In the absence of a worst prize, there are two distinct prizes this year. The public vote, which earns the winner $200,000, and the Juried Prize, which scores $100,000. Waters asks me who the judges are for the professional awards, and I flip hurriedly through the press kit. Jerry Saltz from New York Magazine ("I have a subscription to that," Waters interjects), Tom Eccles, director of the Center for Curatorial Studies at Bard College, Theaster Gates, an artist from Chicago. Gates and Saltz are also a part of the ArtPrize Speaker Series, Sept. 27 and Oct. 1, respectively. 

"A national jury," Waters concludes. "That's good, because often people that are art insiders and the public are on completely different ends of what they like. It's always curious to see how daring the public can be in their choices, or if they are just going to make easy choices. I would hope that people pick art that challenges them, that makes them think, that might make them nervous and uptight, and make them think that what they thought was art before is no longer correct."

I ask Waters if he can relate to the often truncated quote from ArtPrize founder Rick DeVos where he says he just wants to see "crazy crap all over Grand Rapids." Which happens, of course. In the weeks leading up to ArtPrize, a number of sculptures and murals creep slowly over the city.

"Well, I think that's fine," Waters says. "It's like having a film festival or a rock festival. This is an arts festival and it's not just in one place. It's art taking over your city, sometimes being in the most unsuspecting places that you'd ever see art. I'm all for that, and I think it's a very good idea. It's about architecture. It's about the installation of art. It's about 'what is art?' It can be about found objects. Because real art makes you notice everything around you and makes you think back to the original art that you saw that made an impression."

Waters says sometimes the art he likes best, he hates first. Then he thinks about it, decide he loves it, and buys it. With all the talk of art that is trouble, art that can kill you, and art that makes you feel something -- love, or hate -- I am wondering how Waters might advise someone whose never spent much time with art. After all, ArtPrize organizers have said time and time again that they want the annual event to inspire dialogue, to make people start to think and talk about art. Waters has one thing he says the ArtPrize attendee should never say.

"Don't say the most unsophisticated thing," he warns, "which is, 'my kid could do this.' Guess what?

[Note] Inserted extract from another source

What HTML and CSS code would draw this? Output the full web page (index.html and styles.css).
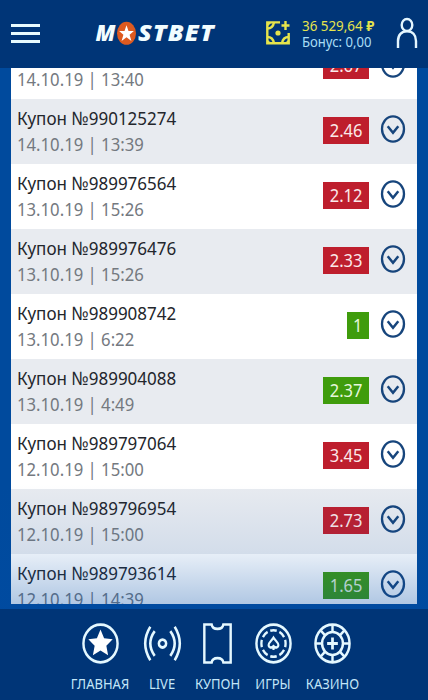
FILE: index.html
```
<!DOCTYPE html>
<html lang="ru">
<head>
    <meta charset="UTF-8">
    <meta name="viewport" content="width=device-width, initial-scale=1">
    <title>Mostbet</title>

    <link rel="stylesheet" href="styles.css">
</head>
<body>

<svg class="defs" width="0" height="0">
    <symbol id="open" viewBox="0 0 26 28">
        <ellipse cx="13" cy="14" rx="11" ry="12.7" fill="none" stroke="currentColor" stroke-width="2.3"/>
        <path d="M7.700 11.300l5.300 6.400 5.300-6.400" fill="none" stroke="currentColor" stroke-width="2.500"/>
    </symbol>
</svg>

<header>
    <div class="menu"><i></i><i></i><i></i></div>

    <svg class="logo" width="124" height="28" viewBox="0 0 124 28">
        <text x="1.500" y="22" textLength="20" lengthAdjust="spacingAndGlyphs">M</text>
        <ellipse cx="32.500" cy="14.300" rx="9.500" ry="11.500" fill="#dd5a20"/>
        <path d="M32.500 6.300l2 5.600h5.400l-4.300 3.800 1.800 6.200-4.900-3.600-4.900 3.600 1.800-6.200-4.300-3.800h5.400z" fill="#fff"/>
        <text class="wide" x="44" y="22" textLength="77" lengthAdjust="spacingAndGlyphs">STBET</text>
    </svg>

    <div class="balance">
        <svg width="26" height="26" viewBox="0 0 26 26">
            <g fill="none" stroke="#e6e44c" stroke-width="2.400">
                <path d="M15 2.400H2.300v20.900h21.400V13"/>
                <path d="M2.300 8.500Q8 8.500 9 2.400M2.300 17Q8 17 9 23.300M23.700 17Q18 17 17 23.300"/>
                <path d="M20.500 1v9M16.500 5.500h8"/>
            </g>
            <g fill="#e6e44c">
                <path d="M2 2h5L2 7zM2 24h5l-5-5zM24 24h-5l5-5z"/>
                <circle cx="13" cy="13" r="2.600"/>
            </g>
        </svg>
        <div class="sums">
            <p class="money">36 529,64 <b>₽</b></p>
            <p>Бонус: 0,00</p>
        </div>
    </div>

    <svg class="user" width="22" height="32" viewBox="0 0 22 32">
        <g fill="none" stroke="#e4f6ff" stroke-width="2.400">
            <ellipse cx="11" cy="8" rx="5.300" ry="6"/>
            <path d="M2 31v-7c0-6 3.500-9.800 9-9.800s9 3.800 9 9.800v7"/>
        </g>
    </svg>
</header>

<main>
    <ul>
        <li>
            <div class="info"><p class="date">14.10.19 | 13:40</p></div>
            <span class="odd"><span>2.67</span></span>
            <svg class="open"><use href="#open"/></svg>
        </li>
        <li>
            <div class="info"><p class="name">Купон №990125274</p><p class="date">14.10.19 | 13:39</p></div>
            <span class="odd"><span>2.46</span></span>
            <svg class="open"><use href="#open"/></svg>
        </li>
        <li>
            <div class="info"><p class="name">Купон №989976564</p><p class="date">13.10.19 | 15:26</p></div>
            <span class="odd"><span>2.12</span></span>
            <svg class="open"><use href="#open"/></svg>
        </li>
        <li>
            <div class="info"><p class="name">Купон №989976476</p><p class="date">13.10.19 | 15:26</p></div>
            <span class="odd"><span>2.33</span></span>
            <svg class="open"><use href="#open"/></svg>
        </li>
        <li>
            <div class="info"><p class="name">Купон №989908742</p><p class="date">13.10.19 | 6:22</p></div>
            <span class="odd win"><span>1</span></span>
            <svg class="open"><use href="#open"/></svg>
        </li>
        <li>
            <div class="info"><p class="name">Купон №989904088</p><p class="date">13.10.19 | 4:49</p></div>
            <span class="odd win"><span>2.37</span></span>
            <svg class="open"><use href="#open"/></svg>
        </li>
        <li>
            <div class="info"><p class="name">Купон №989797064</p><p class="date">12.10.19 | 15:00</p></div>
            <span class="odd"><span>3.45</span></span>
            <svg class="open"><use href="#open"/></svg>
        </li>
        <li>
            <div class="info"><p class="name">Купон №989796954</p><p class="date">12.10.19 | 15:00</p></div>
            <span class="odd"><span>2.73</span></span>
            <svg class="open"><use href="#open"/></svg>
        </li>
        <li>
            <div class="info"><p class="name">Купон №989793614</p><p class="date">12.10.19 | 14:39</p></div>
            <span class="odd win"><span>1.65</span></span>
            <svg class="open"><use href="#open"/></svg>
        </li>
    </ul>
    <div class="fade"></div>
</main>

<nav>
    <a class="home">
        <svg viewBox="-20 -20 40 40" preserveAspectRatio="none">
            <circle r="17.500" fill="none" stroke="#e4f8ff" stroke-width="2.500"/>
            <path d="M0-13l3.700 8.200 8.800.9-6.500 6 1.800 8.900L0 6.600-7.800 11-6 2.100l-6.500-6 8.800-.9z" fill="#fff"/>
        </svg>
        <span>ГЛАВНАЯ</span>
    </a>
    <a class="live">
        <svg viewBox="-20 -20 40 40" preserveAspectRatio="none">
            <g fill="none" stroke="#e4f8ff" stroke-width="2.600">
                <circle r="3.700"/>
                <path d="M-8-11.500q-9 11.500 0 23M8-11.500q9 11.500 0 23M-12.500-15.500q-10.500 15.500 0 31M12.500-15.500q10.500 15.500 0 31"/>
            </g>
        </svg>
        <span>LIVE</span>
    </a>
    <a class="coupon">
        <svg viewBox="-20 -20 40 40" preserveAspectRatio="none">
            <path d="M-13.500-17.700h7.500c1 5.500 11 5.500 12 0h7.500v35.400H6c-1-5.500-11-5.500-12 0h-7.500z" fill="none" stroke="#e4f8ff" stroke-width="2.500"/>
        </svg>
        <span>КУПОН</span>
    </a>
    <a class="games">
        <svg viewBox="-20 -20 40 40" preserveAspectRatio="none">
            <g fill="none" stroke="#e4f8ff">
                <circle r="17.500" stroke-width="2.500"/>
                <circle r="12.400" stroke-width="2.400" pathLength="80" stroke-dasharray="7 3" stroke-dashoffset="3.500"/>
                <path d="M0-5.500C2-2.500 5-1 5 1.500S2 4.500 0 2.500C-2 4.500-5 4-5 1.500S-2-2.500 0-5.500zM0 2.500V6" stroke-width="2.200"/>
            </g>
        </svg>
        <span>ИГРЫ</span>
    </a>
    <a class="casino">
        <svg viewBox="-20 -20 40 40" preserveAspectRatio="none">
            <g fill="none" stroke="#e4f8ff" stroke-width="2.500">
                <circle r="17.500"/>
                <circle r="10.700"/>
                <path d="M0-17v7M0 10v7M-17 0h7M10 0h7M-12-12l5 5M12-12l-5 5M-12 12l5-5M12 12l-5-5"/>
                <path d="M0-5.500v11M-5.500 0h11" stroke-width="2.800"/>
            </g>
        </svg>
        <span>КАЗИНО</span>
    </a>
</nav>

</body>
</html>
```
FILE: styles.css
```
* {
    box-sizing: border-box;
}

body {
    margin: 0;
    height: 700px;
    display: grid;
    grid-template-rows: 68px 541px 91px;
    overflow: hidden;
    background-color: #004a9d;
    font-family: "Noto Sans", "Open Sans", sans-serif;
}

p, ul {
    margin: 0;
    padding: 0;
    list-style: none;
}

.defs {
    position: absolute;
}

header {
    display: flex;
    align-items: flex-start;
    background-color: #003577;
}

.menu {
    width: 29px;
    margin: 24px 0 0 11px;
    display: grid;
    gap: 5px;
}

.menu i {
    height: 3px;
    background-color: #e8fbff;
}

.logo {
    margin: 19px 0 0 54px;
    overflow: visible;
}

.logo text {
    font-family: "Open Sans", sans-serif;
    font-size: 22px;
    font-weight: 800;
    font-style: italic;
    fill: #f2fdff;
}

.logo .wide {
    letter-spacing: 1px;
}

.balance {
    width: 127px;
    margin: 17px 0 0 47px;
    display: flex;
    gap: 11px;
}

.balance svg {
    margin-top: 3px;
    flex: none;
}

.sums p {
    height: 16px;
    line-height: 16px;
    font-size: 13.1px;
    white-space: nowrap;
    color: #a9ddf5;
    transform: scaleY(1.1);
}

.sums .money {
    font-size: 13.4px;
    color: #e6e44c;
}

.user {
    margin: 17px 0 0 4px;
}


main {
    position: relative;
    padding: 0 11px 5px;
    overflow: hidden;
}

main ul {
    height: 536px;
    display: flex;
    flex-direction: column;
    overflow: hidden;
}

main li {
    flex: none;
    height: 65px;
    display: flex;
    align-items: flex-start;
    padding: 6px 11px 0 6px;
    background-color: #fff;
}

main li:nth-child(even) {
    background-color: #e8ebf0;
}

/* scrolled half under the header */
main li:first-child {
    margin-top: -34px;
}

main li:first-child .info {
    padding-top: 26px;
}

.info {
    flex: 1;
}

.info p {
    height: 26px;
    line-height: 26px;
    font-size: 17px;
    color: #23262c;
    transform: scaleY(1.1);
}

.info .date {
    font-size: 16.7px;
    color: #74797f;
}

.odd {
    height: 27px;
    margin: 12px 11px 0 0;
    padding: 0 6.5px;
    line-height: 26px;
    font-size: 16.5px;
    color: #fbe9ea;
    background-color: #be1e2d;
}

.odd span {
    display: block;
    transform: scaleY(1.1);
}

.odd.win {
    color: #e6f7dc;
    background-color: #3f9c0c;
}

.open {
    width: 26px;
    height: 28px;
    margin-top: 10px;
    color: #17457c;
}

/* the list fades to blue above the bottom bar */
.fade {
    position: absolute;
    left: 0;
    right: 0;
    bottom: 0;
    height: 125px;
    background: linear-gradient(rgba(0, 80, 175, 0), rgba(0, 80, 175, 0.09) 55%, rgba(0, 75, 165, 0.33));
}


nav {
    display: flex;
    padding: 13px 0 0 62px;
    background-color: #003577;
}

nav a {
    display: flex;
    flex-direction: column;
    align-items: center;
    color: #c3e6f8;
}

nav svg {
    width: 39px;
    height: 43px;
}

nav span {
    height: 16px;
    margin-top: 10px;
    line-height: 16px;
    font-size: 13px;
    transform: scaleY(1.13);
}

.home {
    width: 76px;
}

.live {
    width: 48px;
}

.coupon {
    width: 63px;
}

.games {
    width: 48px;
}

.casino {
    width: 71px;
}
```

They didn't. That's the dumbest possible thing you could say. Because the answer is, the painting you're saying that about just sold for $11 million. So, who's the dumb one? I mean, you have to not have contempt before investigation, which is a term they use in [Alcoholics Anonymous]. I'm not in AA, but I'm telling you, you cannot have contempt before investigation. If you do, you might as well stay home, because you're going to just be stupid and you're never going to give it a chance, so why waste your time and say dumb things that other people might hear you saying?"

And, as we know, the most dangerous thing you can do is stay home. 

J. Bennett Rylah is the Managing Editor of Rapid Growth Media.